Note: norm and entropy values are a constant away from what you might expect.

### Args:
* `in_features`: hidden size of each input sample
* `out_features`: size of each output sample (this will be vocabulary size / number of classes)
* `ignore_index`: Which label index to ignore (as in normal CrossEntropyLoss) [Default: -1]
* `logit_scale`: Whether to scale the logits before the loss computations [Default: 1.0]
* `z_regularization`: Whether to include z regularization (minimizing logsumexp(x)) [Default: 0.0]
* `N_chunk_size`: How fine to chunk the leading dimensions. The peak memory load will be N_chunk_size x out_features x 4 bytes [Default 4096]
* `init_method`: This is an optional callable initialization function [Default: None]

### Shape:
- Input `x` (input embeddings): :math:`(*, H_{in})` where :math:`*` means any number of
dimensions including none and :math:`H_{in} = \text{in\_features}`.
- Input `y` (labels): :math:`(*)` This should be a `torch.long` tensor with the same number of elements,`(*)`,
as the input embeddings.
- Output: :math:`(1,)` This function always returns the fully reduced loss.

### Attributes:
- `weight`: the learnable weights of the module of shape
:math:`(\text{in\_features}, \text{out\_features})`. The values are
initialized from :math:`\mathcal{N}_text{trunc}(1/ \sqrt{k})`, where
:math:`k = \frac{1}{\text{in\_features}}`

### Functional Form

You can also directly use the functional version as `linear_cross_entropy(x,y)`

# Benchmark Results

There are a ton of benchmarks of speed (in `bench`), memory (in `bench-mem`) and accuracy (in `bench-acc`). Take a look!
The benchmarking script is `bench_fusions.py`.

![Speed Benchmark](bench/fp16-fwd-bwd-Linear+Loss-Performance-over-H.-Defaults:-N=B*S=16384,-V=131072.png)

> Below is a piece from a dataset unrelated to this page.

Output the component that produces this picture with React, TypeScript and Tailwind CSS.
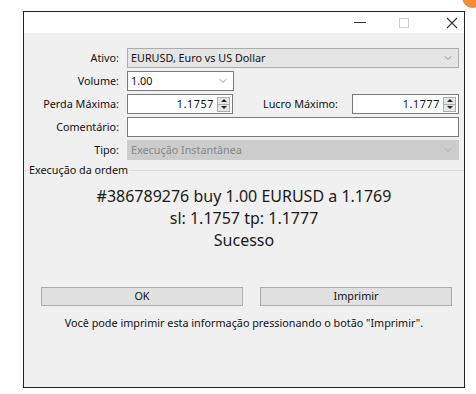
import { ChevronDown } from "lucide-react";

function Spin() {
  return (
    <div className="flex flex-col w-[13px] h-[15px] border border-[#adadad] bg-[#e6e6e6] mr-[2px]">
      <div className="flex-1 flex items-center justify-center border-b border-[#adadad]">
        <div className="w-0 h-0 border-l-[3px] border-r-[3px] border-b-[3px] border-l-transparent border-r-transparent border-b-[#222]" />
      </div>
      <div className="flex-1 flex items-center justify-center">
        <div className="w-0 h-0 border-l-[3px] border-r-[3px] border-t-[3px] border-l-transparent border-r-transparent border-t-[#222]" />
      </div>
    </div>
  );
}

function Label({ children }: { children: React.ReactNode }) {
  return <div className="w-[96px] shrink-0 text-right pr-[1px]">{children}</div>;
}

export default function App() {
  return (
    <div
      className="relative w-[476px] h-[394px] bg-white overflow-hidden text-[10.8px] text-[#111]"
      style={{ fontFamily: '"Segoe UI", Tahoma, "Noto Sans", sans-serif' }}
    >
      <div className="absolute -top-[14px] -right-[8px] w-[22px] h-[22px] rounded-full bg-[#f08a3c]" />

      <div className="ml-[23px] mt-[11px] w-[442px] h-[377px] border border-[#222] flex flex-col">
        {/* title bar */}
        <div className="h-[21px] bg-white flex items-center justify-end shrink-0">
          <div className="w-[12px] h-[1px] bg-[#333] mr-[33px]" />
          <div className="w-[10px] h-[10px] border border-[#cfcfcf] mr-[37px]" />
          <svg width="12" height="12" viewBox="0 0 12 12" className="mr-[6px]">
            <path d="M1 1 L11 11 M11 1 L1 11" stroke="#333" strokeWidth="1.1" />
          </svg>
        </div>

        <div className="flex-1 bg-[#f0f0f0] flex flex-col">
          <div className="flex flex-col gap-[3px] pt-[15px] pr-[5px]">
            <div className="flex items-center h-[20px] gap-[7px]">
              <Label>Ativo:</Label>
              <div className="flex-1 h-full flex items-center justify-between border border-[#acacac] bg-[#e5e5e5] pl-[3px] pr-[4px]">
                <span>EURUSD, Euro vs US Dollar</span>
                <ChevronDown className="w-[12px] h-[12px] text-[#777]" strokeWidth={1.5} />
              </div>
            </div>

            <div className="flex items-center h-[20px] gap-[7px]">
              <Label>Volume:</Label>
              <div className="w-[107px] h-full flex items-center justify-between border border-[#7a7a7a] bg-white pl-[3px] pr-[4px]">
                <span>1.00</span>
                <ChevronDown className="w-[12px] h-[12px] text-[#777]" strokeWidth={1.5} />
              </div>
            </div>

            <div className="flex items-center h-[20px] gap-[7px]">
              <Label>Perda Máxima:</Label>
              <div className="w-[106px] h-full flex items-center justify-end gap-[3px] border border-[#7a7a7a] bg-white">
                <span className="tracking-[0.6px]">1.1757</span>
                <Spin />
              </div>
              <div className="flex-1 text-right pr-[7px]">Lucro Máximo:</div>
              <div className="w-[107px] h-full flex items-center justify-end gap-[3px] border border-[#7a7a7a] bg-white">
                <span className="tracking-[0.6px]">1.1777</span>
                <Spin />
              </div>
            </div>

            <div className="flex items-center h-[20px] gap-[7px]">
              <Label>Comentário:</Label>
              <div className="flex-1 h-full border border-[#7a7a7a] bg-white" />
            </div>

            <div className="flex items-center h-[20px] gap-[7px]">
              <Label>Tipo:</Label>
              <div className="flex-1 h-full flex items-center justify-between border border-[#cccccc] bg-[#cccccc] pl-[3px] pr-[4px] text-[#888]">
                <span>Execução Instantânea</span>
                <ChevronDown className="w-[12px] h-[12px] text-[#aaa]" strokeWidth={1.5} />
              </div>
            </div>
          </div>

          {/* group box */}
          <div className="mt-[2px] h-[16px] flex items-center">
            <div className="w-[4px] h-[1px] bg-[#dcdcdc]" />
            <span className="px-[1px]">Execução da ordem</span>
            <div className="flex-1 h-[1px] bg-[#dcdcdc]" />
          </div>

          <div className="mt-[7px] flex flex-col items-center text-[16px] leading-[22px] text-[#1a1a1a]">
            <div>#386789276 buy 1.00 EURUSD a 1.1769</div>
            <div>sl: 1.1757 tp: 1.1777</div>
            <div>Sucesso</div>
          </div>

          <div className="mt-[36px] flex gap-[17px] pl-[17px] pr-[12px]">
            <div className="w-[202px] h-[19px] flex items-center justify-center border border-[#adadad] bg-[#e1e1e1]">OK</div>
            <div className="flex-1 h-[19px] flex items-center justify-center border border-[#adadad] bg-[#e1e1e1]">Imprimir</div>
          </div>

          <div className="mt-[9px] text-center">Você pode imprimir esta informação pressionando o botão "Imprimir".</div>
        </div>
      </div>
    </div>
  );
}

![Memory Benchmark](bench-mem/bf16-fwd-bwd-Linear+Loss-Memory-Peak-over-N.-Defaults:-N=B*S=16384,-H=2048,-V=131072.png)

![Accuracy Benchmark](bench-acc/bwd-fp16-Linear+Loss-Accuracy-over-N.-Defaults:-N=B*S=16384,-H=2048,-V=131072.png)

For reference, the benchmarked version of `torch.compile` is the nightly from the 15th of July, 2024.

# Final Notes

This solution of "z/logit chunks in SRAM" is still quite unsatisfying to me. I would have prefered not to ever materialize the logits in
main memory, but have so far failed to find a scalable solution to that end. You can find a graveyard of bad alternatives in the `variants`
folder. The problem that I've run into is that the hidden dimensions I care about are to large to keep large chunks cached, leading to
extensive traffic to and from the cache that kills performance.